THE EXERCISE |
Can you copy out the data exactly? Leave the images out.

========================================

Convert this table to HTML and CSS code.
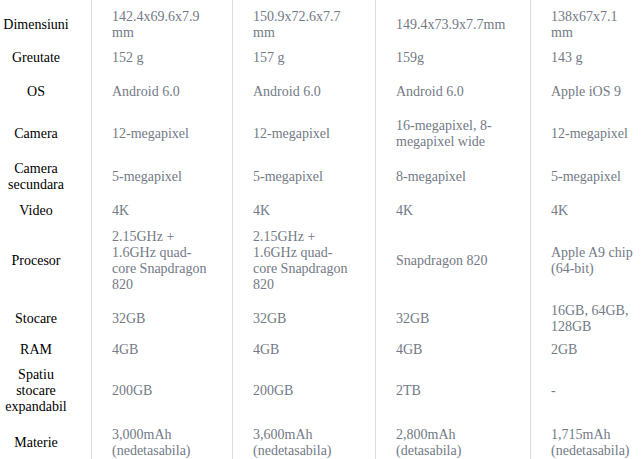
FILE: index.html
```html
<!DOCTYPE html>
<html lang="ro">
<head>
<meta charset="utf-8">
<title>Comparatie specificatii</title>
<link rel="stylesheet" href="styles.css">
</head>
<body>
<div class="specs">
  <div class="label first">Dimensiuni</div>
  <div class="val first">142.4x69.6x7.9 mm</div>
  <div class="val first">150.9x72.6x7.7 mm</div>
  <div class="val first">149.4x73.9x7.7mm</div>
  <div class="val first">138x67x7.1 mm</div>

  <div class="label">Greutate</div>
  <div class="val">152 g</div>
  <div class="val">157 g</div>
  <div class="val">159g</div>
  <div class="val">143 g</div>

  <div class="label">OS</div>
  <div class="val">Android 6.0</div>
  <div class="val">Android 6.0</div>
  <div class="val">Android 6.0</div>
  <div class="val">Apple iOS 9</div>

  <div class="label">Camera</div>
  <div class="val">12-megapixel</div>
  <div class="val">12-megapixel</div>
  <div class="val">16-megapixel, 8-megapixel wide</div>
  <div class="val">12-megapixel</div>

  <div class="label">Camera secundara</div>
  <div class="val">5-megapixel</div>
  <div class="val">5-megapixel</div>
  <div class="val">8-megapixel</div>
  <div class="val">5-megapixel</div>

  <div class="label">Video</div>
  <div class="val">4K</div>
  <div class="val">4K</div>
  <div class="val">4K</div>
  <div class="val">4K</div>

  <div class="label">Procesor</div>
  <div class="val">2.15GHz + 1.6GHz quad-core Snapdragon 820</div>
  <div class="val">2.15GHz + 1.6GHz quad-core Snapdragon 820</div>
  <div class="val">Snapdragon 820</div>
  <div class="val">Apple A9 chip (64-bit)</div>

  <div class="label">Stocare</div>
  <div class="val">32GB</div>
  <div class="val">32GB</div>
  <div class="val">32GB</div>
  <div class="val">16GB, 64GB, 128GB</div>

  <div class="label">RAM</div>
  <div class="val">4GB</div>
  <div class="val">4GB</div>
  <div class="val">4GB</div>
  <div class="val">2GB</div>

  <div class="label">Spatiu stocare expandabil</div>
  <div class="val">200GB</div>
  <div class="val">200GB</div>
  <div class="val">2TB</div>
  <div class="val">-</div>

  <div class="label">Materie</div>
  <div class="val">3,000mAh (nedetasabila)</div>
  <div class="val">3,600mAh (nedetasabila)</div>
  <div class="val">2,800mAh (detasabila)</div>
  <div class="val">1,715mAh (nedetasabila)</div>
</div>
</body>
</html>
```
FILE: styles.css
```css
html, body {
  margin: 0;
  padding: 0;
  background: #ffffff;
  overflow: hidden;
}

body {
  font-family: "Liberation Serif", "Times New Roman", serif;
  font-size: 14px;
  line-height: normal;
}

.specs {
  display: grid;
  grid-template-columns: 91px 141px 143px 155px 129px;
  grid-template-rows: 45px 26px 42px 42px 43px 26px 74px 42px 20px 62px 42px;
  width: 609px;
}

.label,
.val {
  display: flex;
  align-items: center;
}

.label {
  justify-content: center;
  text-align: center;
  color: #000000;
  padding: 0 19px 0 0;
}

.val {
  border-left: 1px solid #dcdcdc;
  padding: 0 20px;
  color: #737a86;
}

.first {
  padding-top: 4px;
}
```
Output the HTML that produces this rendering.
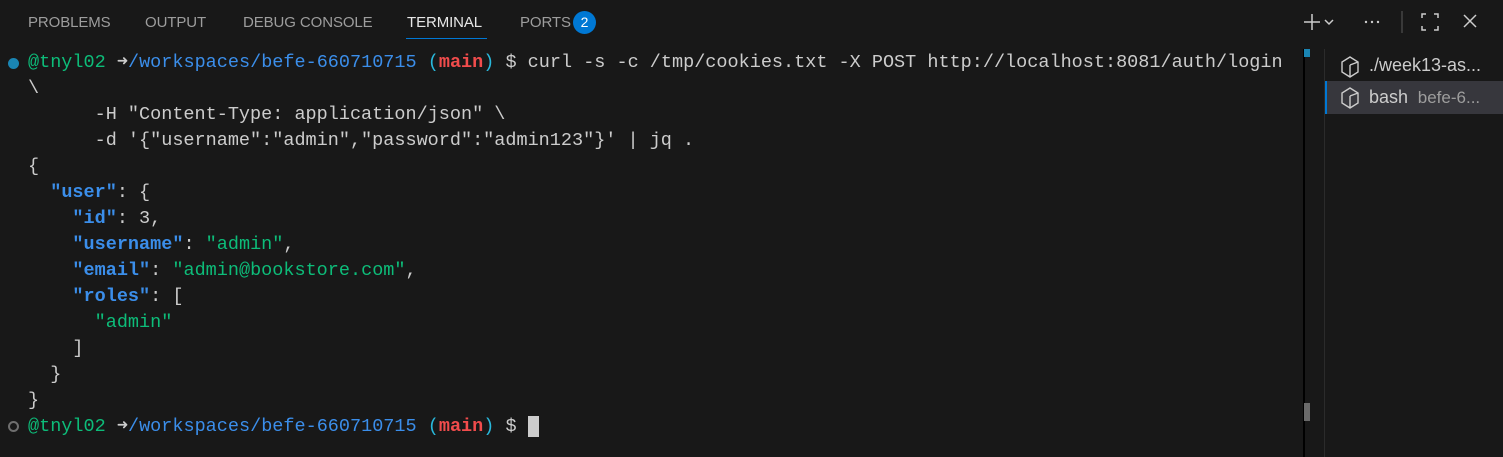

========================================

SOLVED EXERCISE |
Convert this table to HTML and CSS code.
FILE: index.html
```html
<!DOCTYPE html>
<html lang="ro">
<head>
<meta charset="utf-8">
<title>Comparatie specificatii</title>
<link rel="stylesheet" href="styles.css">
</head>
<body>
<div class="specs">
  <div class="label first">Dimensiuni</div>
  <div class="val first">142.4x69.6x7.9 mm</div>
  <div class="val first">150.9x72.6x7.7 mm</div>
  <div class="val first">149.4x73.9x7.7mm</div>
  <div class="val first">138x67x7.1 mm</div>

  <div class="label">Greutate</div>
  <div class="val">152 g</div>
  <div class="val">157 g</div>
  <div class="val">159g</div>
  <div class="val">143 g</div>

  <div class="label">OS</div>
  <div class="val">Android 6.0</div>
  <div class="val">Android 6.0</div>
  <div class="val">Android 6.0</div>
  <div class="val">Apple iOS 9</div>

  <div class="label">Camera</div>
  <div class="val">12-megapixel</div>
  <div class="val">12-megapixel</div>
  <div class="val">16-megapixel, 8-megapixel wide</div>
  <div class="val">12-megapixel</div>

  <div class="label">Camera secundara</div>
  <div class="val">5-megapixel</div>
  <div class="val">5-megapixel</div>
  <div class="val">8-megapixel</div>
  <div class="val">5-megapixel</div>

  <div class="label">Video</div>
  <div class="val">4K</div>
  <div class="val">4K</div>
  <div class="val">4K</div>
  <div class="val">4K</div>

  <div class="label">Procesor</div>
  <div class="val">2.15GHz + 1.6GHz quad-core Snapdragon 820</div>
  <div class="val">2.15GHz + 1.6GHz quad-core Snapdragon 820</div>
  <div class="val">Snapdragon 820</div>
  <div class="val">Apple A9 chip (64-bit)</div>

  <div class="label">Stocare</div>
  <div class="val">32GB</div>
  <div class="val">32GB</div>
  <div class="val">32GB</div>
  <div class="val">16GB, 64GB, 128GB</div>

  <div class="label">RAM</div>
  <div class="val">4GB</div>
  <div class="val">4GB</div>
  <div class="val">4GB</div>
  <div class="val">2GB</div>

  <div class="label">Spatiu stocare expandabil</div>
  <div class="val">200GB</div>
  <div class="val">200GB</div>
  <div class="val">2TB</div>
  <div class="val">-</div>

  <div class="label">Materie</div>
  <div class="val">3,000mAh (nedetasabila)</div>
  <div class="val">3,600mAh (nedetasabila)</div>
  <div class="val">2,800mAh (detasabila)</div>
  <div class="val">1,715mAh (nedetasabila)</div>
</div>
</body>
</html>
```
FILE: styles.css
```css
html, body {
  margin: 0;
  padding: 0;
  background: #ffffff;
  overflow: hidden;
}

body {
  font-family: "Liberation Serif", "Times New Roman", serif;
  font-size: 14px;
  line-height: normal;
}

.specs {
  display: grid;
  grid-template-columns: 91px 141px 143px 155px 129px;
  grid-template-rows: 45px 26px 42px 42px 43px 26px 74px 42px 20px 62px 42px;
  width: 609px;
}

.label,
.val {
  display: flex;
  align-items: center;
}

.label {
  justify-content: center;
  text-align: center;
  color: #000000;
  padding: 0 19px 0 0;
}

.val {
  border-left: 1px solid #dcdcdc;
  padding: 0 20px;
  color: #737a86;
}

.first {
  padding-top: 4px;
}
```
Output the HTML that produces this rendering.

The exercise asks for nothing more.